Here is a look at Tennessee physical geography beginning with the eastmost region and moving westward to the Mississippi River.
Unaka Mountains: The bedrock here consists of a variety of igneous and metamorphic rocks, and is quite resistant to erosion. Due to the resistance of these rocks to erosion, and uplift associated with the mountain-making processes of the past, and the isostasy (equilibrium in the earth's crust such that the forces tending to elevate landmasses balance the forces tending to depress landmasses) of this area, the elevation throughout this area is generally 1000's of feet above sea level.
Valley and Ridge: This area consists of a large number of thrust-faulted layers or thrust sheets of rock dipping to the east at low angles. Imagine a deck of cards lying in a neat pile on a table. Now imagine a dealer spreading those cards out so that the stack is now splayed out over a much larger surface area of the table top. That should give you some idea of the nature of these thrust sheets -- except that each is several hundred to thousands of feet thick. Because the sheets dip shallowly to the east, their edges are exposed at the surface as a series of linear outcrops that are roughly oriented north to south. These thrust sheets were created as a result of continental convergence (mountain building).
Outcrops that contain mostly resistant rocks (such as sandstone or siltstone) form ridges. Outcrops that consist primarily of less resistant rocks (such as limestone or soft shale) form valleys. The result of this arrangement on a large scale is a series of north-south oriented ridges and valleys. Superimposed on these thrust sheets are smaller scale anticlines (folds with strata sloping downward on both sides from a common crest) and synclines (folds in rock in which the rock layers dip inward from both sides toward the axis) that complicate the geology somewhat. Elevations are highly variable, but generally 100's to a couple thousand feet lower than those in the Unaka's.
Cumberland Plateau: Structural geology played an important role in the development of this area. Continental convergence triggered mountain making in the Unakas and thrust faulting in the Valley and Ridge during the development of Pangaea. Much of the bedrock of this area is weather resistant, flat-lying, hardened sandstone. The resulting landscape is a tableland, or plateau, with typical elevations of 1200 to 2000 feet above sea level. These elevations are equal to, or higher than, those of the Valley and Ridge. This plateau is capped by a thick, nearly continuous sheet of resistant sandstone.
Eastern Highland Rim, Central Basin, and Western Highland Rim: Uplift of the Nashville Dome accompanied each mountain building episode in Tennessee. As a result, the regions of the Eastern and Western Highland Rims and the Central Basin all experienced periodic increases in surface elevation during the Paleozoic and early Mesozoic. At one time, the sandstones of the Cumberland Plateau probably extended westward over these areas as well. Fractures, resulting from uplift along the crest of the Nashville Dome, however, made the sandstones and the underlying limestones more susceptible to erosion. Consequently, the only remnants of these sandstones in Middle Tennessee are preserved in features such as Short Mountain. Isolated, resistant bedrock features like Short Mountain are termed erosional remnants.

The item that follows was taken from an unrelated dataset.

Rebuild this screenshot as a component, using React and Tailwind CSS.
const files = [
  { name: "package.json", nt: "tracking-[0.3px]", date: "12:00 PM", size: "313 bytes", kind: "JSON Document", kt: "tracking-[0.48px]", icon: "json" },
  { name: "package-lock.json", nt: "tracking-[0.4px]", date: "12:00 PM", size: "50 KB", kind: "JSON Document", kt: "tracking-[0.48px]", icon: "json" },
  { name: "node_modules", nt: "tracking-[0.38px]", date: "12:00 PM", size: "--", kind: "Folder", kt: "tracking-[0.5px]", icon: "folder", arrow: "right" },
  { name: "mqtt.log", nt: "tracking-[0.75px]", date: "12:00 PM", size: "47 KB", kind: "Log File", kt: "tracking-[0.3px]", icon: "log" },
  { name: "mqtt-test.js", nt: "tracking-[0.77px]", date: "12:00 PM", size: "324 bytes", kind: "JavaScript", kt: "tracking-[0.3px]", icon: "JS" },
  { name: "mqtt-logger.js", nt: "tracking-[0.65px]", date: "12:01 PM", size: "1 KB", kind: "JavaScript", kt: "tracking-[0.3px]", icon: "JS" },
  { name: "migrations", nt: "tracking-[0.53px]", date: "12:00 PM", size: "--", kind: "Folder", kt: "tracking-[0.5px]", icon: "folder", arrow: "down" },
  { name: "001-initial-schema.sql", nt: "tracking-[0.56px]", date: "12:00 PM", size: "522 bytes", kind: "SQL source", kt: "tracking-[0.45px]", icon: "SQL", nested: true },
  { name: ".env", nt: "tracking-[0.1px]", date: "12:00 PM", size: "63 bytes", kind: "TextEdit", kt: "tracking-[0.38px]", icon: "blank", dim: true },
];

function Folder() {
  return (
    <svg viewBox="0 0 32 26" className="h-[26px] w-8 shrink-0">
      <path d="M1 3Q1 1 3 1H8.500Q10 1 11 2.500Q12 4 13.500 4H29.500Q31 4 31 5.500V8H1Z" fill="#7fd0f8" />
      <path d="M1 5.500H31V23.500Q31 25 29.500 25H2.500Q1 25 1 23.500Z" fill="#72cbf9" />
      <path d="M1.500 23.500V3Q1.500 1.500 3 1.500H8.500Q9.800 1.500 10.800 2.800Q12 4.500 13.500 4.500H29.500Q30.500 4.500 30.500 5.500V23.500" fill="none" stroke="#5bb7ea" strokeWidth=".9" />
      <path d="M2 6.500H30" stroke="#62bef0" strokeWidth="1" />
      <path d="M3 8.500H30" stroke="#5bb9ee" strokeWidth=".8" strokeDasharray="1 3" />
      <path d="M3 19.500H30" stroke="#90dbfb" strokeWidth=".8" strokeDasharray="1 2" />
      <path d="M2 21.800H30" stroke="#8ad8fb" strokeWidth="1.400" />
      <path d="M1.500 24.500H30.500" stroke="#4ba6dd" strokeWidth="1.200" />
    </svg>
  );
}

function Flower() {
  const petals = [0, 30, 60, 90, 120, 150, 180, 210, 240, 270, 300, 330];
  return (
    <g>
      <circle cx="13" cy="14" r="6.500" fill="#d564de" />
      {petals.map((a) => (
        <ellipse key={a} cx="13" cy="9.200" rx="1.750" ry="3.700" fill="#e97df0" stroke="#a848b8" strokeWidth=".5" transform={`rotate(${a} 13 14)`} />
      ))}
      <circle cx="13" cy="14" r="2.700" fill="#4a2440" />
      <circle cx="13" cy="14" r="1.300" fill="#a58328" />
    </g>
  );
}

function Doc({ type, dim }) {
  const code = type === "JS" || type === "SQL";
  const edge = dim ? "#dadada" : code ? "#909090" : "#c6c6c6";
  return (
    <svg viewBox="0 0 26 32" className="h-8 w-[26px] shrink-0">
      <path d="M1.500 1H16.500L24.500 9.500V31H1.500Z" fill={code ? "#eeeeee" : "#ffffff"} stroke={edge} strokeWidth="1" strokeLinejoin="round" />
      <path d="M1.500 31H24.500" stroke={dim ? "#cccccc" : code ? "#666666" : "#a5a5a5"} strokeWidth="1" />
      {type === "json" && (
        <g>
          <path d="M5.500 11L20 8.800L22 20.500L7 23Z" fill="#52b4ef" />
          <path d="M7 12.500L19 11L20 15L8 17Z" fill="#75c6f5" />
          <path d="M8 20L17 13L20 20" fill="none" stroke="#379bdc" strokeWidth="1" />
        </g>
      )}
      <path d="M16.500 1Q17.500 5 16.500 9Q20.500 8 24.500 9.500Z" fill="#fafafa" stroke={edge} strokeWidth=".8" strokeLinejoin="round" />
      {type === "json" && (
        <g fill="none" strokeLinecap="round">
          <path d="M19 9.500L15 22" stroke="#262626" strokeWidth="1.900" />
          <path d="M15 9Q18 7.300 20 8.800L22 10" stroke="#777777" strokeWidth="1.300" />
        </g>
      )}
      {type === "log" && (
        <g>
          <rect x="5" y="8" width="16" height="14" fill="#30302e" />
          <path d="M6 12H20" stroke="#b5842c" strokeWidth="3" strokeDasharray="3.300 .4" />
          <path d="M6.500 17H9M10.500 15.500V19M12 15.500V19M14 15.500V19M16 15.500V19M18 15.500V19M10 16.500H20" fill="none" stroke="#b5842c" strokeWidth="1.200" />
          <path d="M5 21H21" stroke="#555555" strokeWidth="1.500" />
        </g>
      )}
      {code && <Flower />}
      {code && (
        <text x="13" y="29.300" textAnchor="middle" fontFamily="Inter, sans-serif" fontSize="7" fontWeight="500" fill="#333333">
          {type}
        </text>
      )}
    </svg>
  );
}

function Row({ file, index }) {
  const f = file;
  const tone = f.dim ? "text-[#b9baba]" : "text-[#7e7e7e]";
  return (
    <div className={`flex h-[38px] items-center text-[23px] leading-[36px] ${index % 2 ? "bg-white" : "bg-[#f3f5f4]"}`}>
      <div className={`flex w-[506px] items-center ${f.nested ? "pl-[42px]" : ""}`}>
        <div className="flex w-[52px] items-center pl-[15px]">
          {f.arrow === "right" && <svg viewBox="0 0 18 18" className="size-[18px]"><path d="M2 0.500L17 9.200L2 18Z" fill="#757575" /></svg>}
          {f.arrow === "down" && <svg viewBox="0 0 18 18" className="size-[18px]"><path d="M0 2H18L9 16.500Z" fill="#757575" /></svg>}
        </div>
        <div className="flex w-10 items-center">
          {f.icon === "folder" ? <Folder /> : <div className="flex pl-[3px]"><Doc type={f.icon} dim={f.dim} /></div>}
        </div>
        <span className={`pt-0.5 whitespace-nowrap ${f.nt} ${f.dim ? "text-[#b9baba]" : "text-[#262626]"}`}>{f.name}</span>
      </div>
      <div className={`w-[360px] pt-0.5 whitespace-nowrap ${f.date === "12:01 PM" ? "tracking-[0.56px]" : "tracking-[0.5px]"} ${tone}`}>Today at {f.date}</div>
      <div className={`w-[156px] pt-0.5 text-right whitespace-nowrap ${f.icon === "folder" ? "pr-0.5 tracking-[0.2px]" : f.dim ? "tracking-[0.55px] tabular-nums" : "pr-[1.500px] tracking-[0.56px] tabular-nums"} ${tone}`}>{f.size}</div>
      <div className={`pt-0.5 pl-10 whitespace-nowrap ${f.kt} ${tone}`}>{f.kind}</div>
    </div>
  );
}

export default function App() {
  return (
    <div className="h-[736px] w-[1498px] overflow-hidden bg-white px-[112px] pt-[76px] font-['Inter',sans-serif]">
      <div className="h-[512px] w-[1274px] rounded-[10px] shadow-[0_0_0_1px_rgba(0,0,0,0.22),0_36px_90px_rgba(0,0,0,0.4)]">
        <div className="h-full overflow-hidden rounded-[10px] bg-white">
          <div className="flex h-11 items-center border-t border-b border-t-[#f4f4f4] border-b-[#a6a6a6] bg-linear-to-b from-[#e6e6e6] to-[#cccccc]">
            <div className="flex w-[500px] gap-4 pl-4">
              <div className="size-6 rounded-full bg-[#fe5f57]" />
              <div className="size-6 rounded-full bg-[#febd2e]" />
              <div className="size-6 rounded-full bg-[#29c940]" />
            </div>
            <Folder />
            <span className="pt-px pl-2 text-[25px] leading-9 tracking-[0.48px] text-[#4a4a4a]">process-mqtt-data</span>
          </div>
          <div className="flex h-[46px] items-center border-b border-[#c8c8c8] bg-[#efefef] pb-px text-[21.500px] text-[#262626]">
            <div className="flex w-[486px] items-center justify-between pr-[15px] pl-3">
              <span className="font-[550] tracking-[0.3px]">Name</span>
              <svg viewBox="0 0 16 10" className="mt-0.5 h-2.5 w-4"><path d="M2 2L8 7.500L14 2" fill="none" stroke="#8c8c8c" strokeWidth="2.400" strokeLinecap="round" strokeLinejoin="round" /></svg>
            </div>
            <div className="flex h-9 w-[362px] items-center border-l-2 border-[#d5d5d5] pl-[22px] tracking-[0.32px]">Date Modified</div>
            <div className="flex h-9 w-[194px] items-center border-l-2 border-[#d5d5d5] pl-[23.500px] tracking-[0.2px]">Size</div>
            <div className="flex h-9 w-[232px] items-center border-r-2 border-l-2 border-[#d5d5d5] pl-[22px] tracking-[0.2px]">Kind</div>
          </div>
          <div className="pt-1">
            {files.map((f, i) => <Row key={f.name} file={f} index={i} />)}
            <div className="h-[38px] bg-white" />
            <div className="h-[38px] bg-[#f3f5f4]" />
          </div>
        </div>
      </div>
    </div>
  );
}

Elsewhere in the Eastern Highland Rim, erosion has exposed carbonate bedrock of Late Paleozoic age. These carbonate rocks contain variable amounts of chert, and are often interbedded with fine grained, fragmented (clastic) rocks. As a result, these rocks are more resistant to erosion than the underlying, purer limestones of the Lower (Early) Paleozoic. Therefore, the Eastern Highland Rim stands above the Central Basin where Lower Paleozoic limestones crop out and erode rapidly. Structural fracturing would have been most intense over the top of the dome; therefore, the Central Basin is more deeply eroded than the adjacent Highland Rims. The geologic characteristics of the Western Highland Rim closely parallel those of the Eastern Highland Rim, resulting in very similar physical geography as well. Elevations in the Highlands Rims typically range from 600 to 1200 feet. Within the Central Basin, the elevation rarely exceeds 800 feet, with 500 to 600 foot elevations more typical.
Mississippi Embayment/Coastal Plain: The Coastal Plain is the western-most physical geographic area in Tennessee. This geographic region roughly corresponds with that of the Mississippi Embayment. In other words, the Coastal Plain was once covered by a shallow sea; when that sea regressed southward, this area became a low relief coastal plain for a while. This sea deposited numerous, flat-lying sequences of sand, silt, and mud, lying between beds of strata which together form a thick blanket of sediment. This blanket is draped over a much older carbonate bedrock surface consisting of Lower Paleozoic carbonate rock.
These relatively young marine fragmented sediments have never been deeply buried, and so are not very hard. As a result, they do not resist erosion very effectively. Instead they form a subdued, low elevation, low relief landscape, consisting of rolling hills, poorly drained lowlands, and shallow, wide stream valleys. Elevations are usually less than 500 feet and decrease rather steadily toward the Mississippi River. Recent (i.e. geologically very young) terrestrial deposits, which are simply reworked marine sediments, are slowly accumulating in many lakes and streams.